If you want to relive those bitter days and the crushing sense of defeat many people felt at the eventual capitulation of the miners, it’s all here to wallow in.
The final, very large, room is dedicated to the subject of the Deluge, the Biblical flood, nothing – you might think – to do with history or fighting. It was interesting to be told that, as a subject, it gained a new relevance in the mid-19th century with new discoveries in Geology which shed light on the deep history of the planet, with a school of scientists using the story of the Flood to explain the presence of fossils of seashells on the tops of mountains etc. All the paintings in this room were poor – big, yes, melodramatic, yes, and a bit silly.
William Westall:The Commencement of The Deluge (1848) Rough thick Constable-esque crests of white paint.
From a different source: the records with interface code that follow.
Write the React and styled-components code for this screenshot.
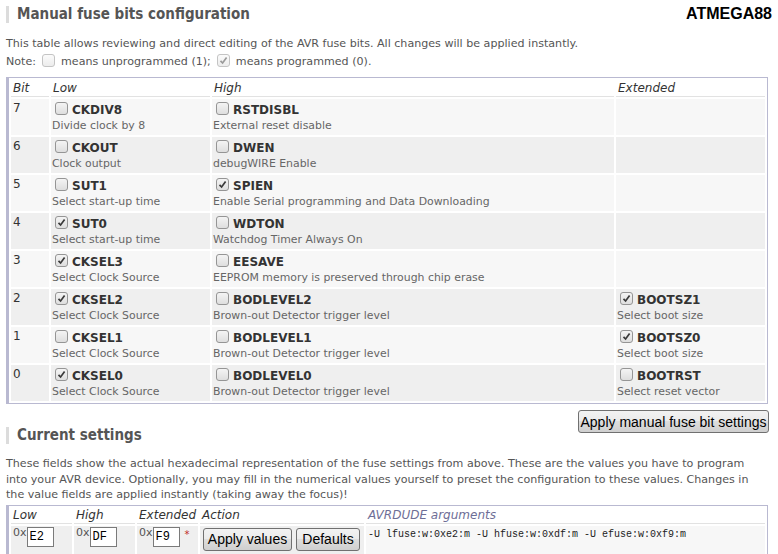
import React from "react";
import styled, { createGlobalStyle } from "styled-components";

const GlobalStyle = createGlobalStyle`
  body {
    margin: 0;
    background: #fff;
    font-family: "DejaVu Sans", Verdana, sans-serif;
    font-size: 11.1px;
    color: #555;
  }
`;

const Page = styled.div`
  width: 778px;
  box-sizing: border-box;
  padding: 5px 10px 0 6px;
`;

const TitleRow = styled.div`
  display: flex;
  justify-content: space-between;
  align-items: center;
`;

const SectionTitle = styled.h2`
  margin: ${(p) => p.$margin || "0"};
  border-left: 3px solid #dcdcdc;
  padding-left: 8px;
  font-family: "DejaVu Sans Condensed", "DejaVu Sans", sans-serif;
  font-weight: bold;
  font-size: 15px;
  line-height: 17px;
  color: #555;
`;

const Chip = styled.div`
  font-family: "Liberation Sans", Arial, sans-serif;
  font-weight: bold;
  font-size: 16px;
  color: #000;
  margin-right: -4px;
`;

const Text = styled.p`
  margin: ${(p) => p.$margin || "0"};
  line-height: ${(p) => p.$lh || "18px"};
  color: #555;
`;

const Box = styled.span`
  display: inline-block;
  vertical-align: ${(p) => (p.$inline ? "-2px" : "-1px")};
  width: 11px;
  height: 11px;
  border: 1px solid ${(p) => (p.$faded ? "#c4c4c4" : "#959595")};
  border-radius: 3px;
  background: ${(p) =>
    p.$faded
      ? "linear-gradient(#fbfbfb, #ececec)"
      : "linear-gradient(#f4f4f4, #dedede)"};
  margin: ${(p) => (p.$inline ? "0 6px" : "0 4px 0 3px")};
  position: relative;
  svg {
    position: absolute;
    left: 1px;
    top: 1px;
  }
`;

const Check = ({ on, faded, inline }) => (
  <Box $faded={faded} $inline={inline}>
    {on && (
      <svg width="9" height="9" viewBox="0 0 9 9">
        <path
          d="M1.5 4.8 L3.6 7 L7.6 1.6"
          fill="none"
          stroke={faded ? "#9a9a9a" : "#3a3a3a"}
          strokeWidth="1.7"
        />
      </svg>
    )}
  </Box>
);

const FuseTable = styled.table`
  width: 762px;
  border-collapse: separate;
  border-spacing: 2px;
  border: 1px solid #b9b9d1;
  border-left: 3px solid #b9b9d1;
  margin-top: 6px;
  table-layout: fixed;
`;

const Head = styled.th`
  text-align: left;
  font-weight: normal;
  font-style: italic;
  font-size: 12px;
  color: ${(p) => p.$tint || "#333"};
  padding: 0 2px 1px;
  height: ${(p) => p.$h || "15px"};
  border-bottom: 1px solid #e2e2e2;
  width: ${(p) => p.$w || "auto"};
  white-space: nowrap;
`;

const Cell = styled.td`
  vertical-align: top;
  background: ${(p) => (p.$alt ? "#efefef" : "#f7f7f7")};
  padding: 2px 1px 0;
  height: 34px;
`;

const BitNo = styled.div`
  font-size: 12px;
  color: #333;
  padding-left: 1px;
  line-height: 14px;
`;

const FuseName = styled.div`
  font-weight: bold;
  font-size: 12px;
  color: #333;
  line-height: 19px;
  white-space: nowrap;
`;

const FuseDesc = styled.div`
  color: #666;
  font-size: 10.9px;
  line-height: 12px;
  white-space: nowrap;
`;

const Footer = styled.div`
  display: flex;
  justify-content: space-between;
  align-items: flex-start;
  margin-top: 6px;
`;

const Button = styled.button`
  font-family: "Liberation Sans", Arial, sans-serif;
  font-size: 14px;
  color: #000;
  width: ${(p) => p.$w};
  height: ${(p) => p.$h || "23px"};
  padding: 0;
  border: 1px solid #707070;
  border-radius: 3px;
  background: linear-gradient(#f2f2f2 0%, #ebebeb 45%, #dddddd 50%, #cfcfcf 100%);
  cursor: pointer;
  margin: ${(p) => p.$margin || "0"};
  vertical-align: top;
`;

const ValueTable = styled(FuseTable)`
  margin-top: 2px;
`;

const ValueCell = styled.td`
  vertical-align: top;
  background: ${(p) => (p.$light ? "#f7f7f7" : "#efefef")};
  padding: 0 2px 4px;
  height: 27px;
  white-space: nowrap;
  color: #555;
  font-size: 11px;
`;

const HexInput = styled.input`
  width: 21px;
  height: 16px;
  border: 1px solid #7a7a7a;
  padding: 1px 2px;
  margin: 1px 0 0 0;
  font-family: "Liberation Mono", "DejaVu Sans Mono", monospace;
  font-size: 12px;
  color: #000;
  background: #fff;
  vertical-align: top;
`;

const Star = styled.span`
  color: #c02828;
  font-size: 10px;
  margin-left: 5px;
  vertical-align: top;
  position: relative;
  top: 3px;
`;

const Args = styled.div`
  font-family: "Liberation Mono", "DejaVu Sans Mono", monospace;
  font-size: 10px;
  color: #222;
  padding: 3px 0 0 0;
`;

const rows = [
  { bit: 7, low: ["CKDIV8", "Divide clock by 8", false], high: ["RSTDISBL", "External reset disable", false] },
  { bit: 6, low: ["CKOUT", "Clock output", false], high: ["DWEN", "debugWIRE Enable", false] },
  { bit: 5, low: ["SUT1", "Select start-up time", false], high: ["SPIEN", "Enable Serial programming and Data Downloading", true] },
  { bit: 4, low: ["SUT0", "Select start-up time", true], high: ["WDTON", "Watchdog Timer Always On", false] },
  { bit: 3, low: ["CKSEL3", "Select Clock Source", true], high: ["EESAVE", "EEPROM memory is preserved through chip erase", false] },
  { bit: 2, low: ["CKSEL2", "Select Clock Source", true], high: ["BODLEVEL2", "Brown-out Detector trigger level", false], ext: ["BOOTSZ1", "Select boot size", true] },
  { bit: 1, low: ["CKSEL1", "Select Clock Source", false], high: ["BODLEVEL1", "Brown-out Detector trigger level", false], ext: ["BOOTSZ0", "Select boot size", true] },
  { bit: 0, low: ["CKSEL0", "Select Clock Source", true], high: ["BODLEVEL0", "Brown-out Detector trigger level", false], ext: ["BOOTRST", "Select reset vector", false] },
];

const Fuse = ({ data }) =>
  data ? (
    <>
      <FuseName>
        <Check on={data[2]} />
        {data[0]}
      </FuseName>
      <FuseDesc>{data[1]}</FuseDesc>
    </>
  ) : null;

const App = () => {
  return (
    <Page>
      <GlobalStyle />
      <TitleRow>
        <SectionTitle>Manual fuse bits configuration</SectionTitle>
        <Chip>ATMEGA88</Chip>
      </TitleRow>
      <Text $margin="12px 0 0">
        This table allows reviewing and direct editing of the AVR fuse bits. All changes will be applied instantly.
      </Text>
      <Text>
        Note:
        <Check faded inline />
        means unprogrammed (1);
        <Check faded inline on />
        means programmed (0).
      </Text>

      <FuseTable>
        <thead>
          <tr>
            <Head $w="34px">Bit</Head>
            <Head $w="155px">Low</Head>
            <Head $w="398px">High</Head>
            <Head>Extended</Head>
          </tr>
        </thead>
        <tbody>
          {rows.map((r) => (
            <tr key={r.bit}>
              <Cell $alt={r.bit % 2 === 0}>
                <BitNo>{r.bit}</BitNo>
              </Cell>
              <Cell $alt={r.bit % 2 === 0}>
                <Fuse data={r.low} />
              </Cell>
              <Cell $alt={r.bit % 2 === 0}>
                <Fuse data={r.high} />
              </Cell>
              <Cell $alt={r.bit % 2 === 0}>
                <Fuse data={r.ext} />
              </Cell>
            </tr>
          ))}
        </tbody>
      </FuseTable>

      <Footer>
        <SectionTitle $margin="17px 0 0">Current settings</SectionTitle>
        <Button $w="191px" $margin="0 -1px 0 0">Apply manual fuse bit settings</Button>
      </Footer>

      <Text $margin="12px 0 0" $lh="15.5px">
        These fields show the actual hexadecimal representation of the fuse settings from above. These are the values you have to program into your AVR device. Optionally, you may fill in the numerical values yourself to preset the configuration to these values. Changes in the value fields are applied instantly (taking away the focus)!
      </Text>

      <ValueTable>
        <thead>
          <tr>
            <Head $w="57px" $h="12px">Low</Head>
            <Head $w="57px" $h="12px">High</Head>
            <Head $w="57px" $h="12px">Extended</Head>
            <Head $w="160px" $h="12px">Action</Head>
            <Head $h="12px" $tint="#6e6e96">AVRDUDE arguments</Head>
          </tr>
        </thead>
        <tbody>
          <tr>
            <ValueCell>
              0x<HexInput defaultValue="E2" />
            </ValueCell>
            <ValueCell>
              0x<HexInput defaultValue="DF" />
            </ValueCell>
            <ValueCell>
              0x<HexInput defaultValue="F9" />
              <Star>*</Star>
            </ValueCell>
            <ValueCell>
              <Button $w="89px" $h="23px" $margin="2px 4px 0 1px">Apply values</Button>
              <Button $w="64px" $h="23px" $margin="2px 0 0">Defaults</Button>
            </ValueCell>
            <ValueCell $light>
              <Args>-U lfuse:w:0xe2:m -U hfuse:w:0xdf:m -U efuse:w:0xf9:m</Args>
            </ValueCell>
          </tr>
        </tbody>
      </ValueTable>
    </Page>
  );
};

export default App;
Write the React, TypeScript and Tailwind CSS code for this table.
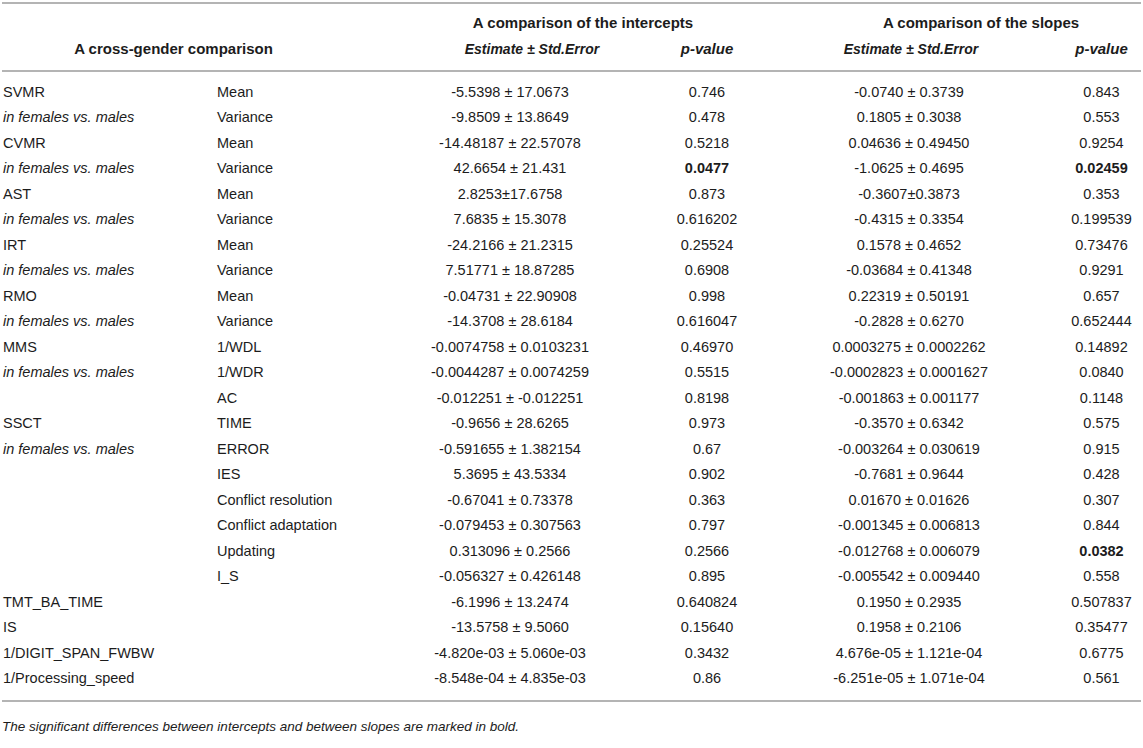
const rows: [string, string, string, string, string, string, boolean?, boolean?][] = [
  ['SVMR', 'Mean', '-5.5398 ± 17.0673', '0.746', '-0.0740 ± 0.3739', '0.843'],
  ['in females vs. males', 'Variance', '-9.8509 ± 13.8649', '0.478', '0.1805 ± 0.3038', '0.553'],
  ['CVMR', 'Mean', '-14.48187 ± 22.57078', '0.5218', '0.04636 ± 0.49450', '0.9254'],
  ['in females vs. males', 'Variance', '42.6654 ± 21.431', '0.0477', '-1.0625 ± 0.4695', '0.02459', true, true],
  ['AST', 'Mean', '2.8253±17.6758', '0.873', '-0.3607±0.3873', '0.353'],
  ['in females vs. males', 'Variance', '7.6835 ± 15.3078', '0.616202', '-0.4315 ± 0.3354', '0.199539'],
  ['IRT', 'Mean', '-24.2166 ± 21.2315', '0.25524', '0.1578 ± 0.4652', '0.73476'],
  ['in females vs. males', 'Variance', '7.51771 ± 18.87285', '0.6908', '-0.03684 ± 0.41348', '0.9291'],
  ['RMO', 'Mean', '-0.04731 ± 22.90908', '0.998', '0.22319 ± 0.50191', '0.657'],
  ['in females vs. males', 'Variance', '-14.3708 ± 28.6184', '0.616047', '-0.2828 ± 0.6270', '0.652444'],
  ['MMS', '1/WDL', '-0.0074758 ± 0.0103231', '0.46970', '0.0003275 ± 0.0002262', '0.14892'],
  ['in females vs. males', '1/WDR', '-0.0044287 ± 0.0074259', '0.5515', '-0.0002823 ± 0.0001627', '0.0840'],
  ['', 'AC', '-0.012251 ± -0.012251', '0.8198', '-0.001863 ± 0.001177', '0.1148'],
  ['SSCT', 'TIME', '-0.9656 ± 28.6265', '0.973', '-0.3570 ± 0.6342', '0.575'],
  ['in females vs. males', 'ERROR', '-0.591655 ± 1.382154', '0.67', '-0.003264 ± 0.030619', '0.915'],
  ['', 'IES', '5.3695 ± 43.5334', '0.902', '-0.7681 ± 0.9644', '0.428'],
  ['', 'Conflict resolution', '-0.67041 ± 0.73378', '0.363', '0.01670 ± 0.01626', '0.307'],
  ['', 'Conflict adaptation', '-0.079453 ± 0.307563', '0.797', '-0.001345 ± 0.006813', '0.844'],
  ['', 'Updating', '0.313096 ± 0.2566', '0.2566', '-0.012768 ± 0.006079', '0.0382', false, true],
  ['', 'I_S', '-0.056327 ± 0.426148', '0.895', '-0.005542 ± 0.009440', '0.558'],
  ['TMT_BA_TIME', '', '-6.1996 ± 13.2474', '0.640824', '0.1950 ± 0.2935', '0.507837'],
  ['IS', '', '-13.5758 ± 9.5060', '0.15640', '0.1958 ± 0.2106', '0.35477'],
  ['1/DIGIT_SPAN_FWBW', '', '-4.820e-03 ± 5.060e-03', '0.3432', '4.676e-05 ± 1.121e-04', '0.6775'],
  ['1/Processing_speed', '', '-8.548e-04 ± 4.835e-03', '0.86', '-6.251e-05 ± 1.071e-04', '0.561'],
];

const cols = 'grid grid-cols-[209px_201px_200px_194px_256px_83px]';

export default function App() {
  return (
    <div className="w-[1143px] h-[748px] bg-white pt-[2px] text-[14.5px] text-[#1c1c1c] font-['Liberation_Sans',Arial,sans-serif] overflow-hidden">
      <div className="mx-[2px] h-[2px] bg-[#b4b4b4]" />

      {/* header */}
      <div className={`${cols} pt-[6px] pb-[8px] font-bold text-[15px]`}>
        <div className="col-span-2 row-span-2 flex items-center justify-center pr-[63px] pt-[26px]">
          A cross-gender comparison
        </div>
        <div className="col-span-2 h-[26px] flex items-center justify-center pr-[48px]">
          A comparison of the intercepts
        </div>
        <div className="col-span-2 h-[26px] flex items-center justify-center pl-[15px]">
          A comparison of the slopes
        </div>
        <div className="h-[26px] flex items-center justify-center pl-[44px] italic text-[14px]">Estimate ± Std.Error</div>
        <div className="h-[26px] flex items-center justify-center italic">p-value</div>
        <div className="h-[26px] flex items-center justify-center pr-[42px] italic text-[14px]">Estimate ± Std.Error</div>
        <div className="h-[26px] flex items-center justify-center italic">p-value</div>
      </div>
      <div className="mx-[2px] h-[2px] bg-[#b4b4b4]" />

      {/* body */}
      <div className="pt-[8px] pb-[8px]">
        {rows.map((r, i) => (
          <div key={i} className={`${cols} h-[25.5px] items-center whitespace-nowrap`}>
            <div className={`pl-[3px] ${r[0].startsWith('in ') ? 'italic' : ''}`}>{r[0]}</div>
            <div className="pl-[8px]">{r[1]}</div>
            <div className="text-center">{r[2]}</div>
            <div className={`text-center ${r[6] ? 'font-bold' : ''}`}>{r[3]}</div>
            <div className="text-center pr-[46px]">{r[4]}</div>
            <div className={`text-center ${r[7] ? 'font-bold' : ''}`}>{r[5]}</div>
          </div>
        ))}
      </div>
      <div className="mx-[2px] h-[2px] bg-[#b4b4b4]" />

      <p className="pl-[2px] pt-[15px] text-[13.5px] italic">
        The significant differences between intercepts and between slopes are marked in bold.
      </p>
    </div>
  );
}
Looked better from the other end of the room.
Francis Darby:The Deluge (1840) A powerful, smooth, heroically bad painting.
The commentary gives the room a bit of factitious ‘relevance’ by claiming that, with scientists warning of sea level rises due to global warming, the subject may be taking on a new relevance.
Not really – warming won’t produce the flood which these paintings all depict, it will be slow if inexorable. If it happens at all. Rather than a sentence in the guide it would have been good to have an actual work making this connection. For example, one of Maggie Hambling’s sea-related works, the You are the sea installation or the Wall of water paintings which I reviewed in April.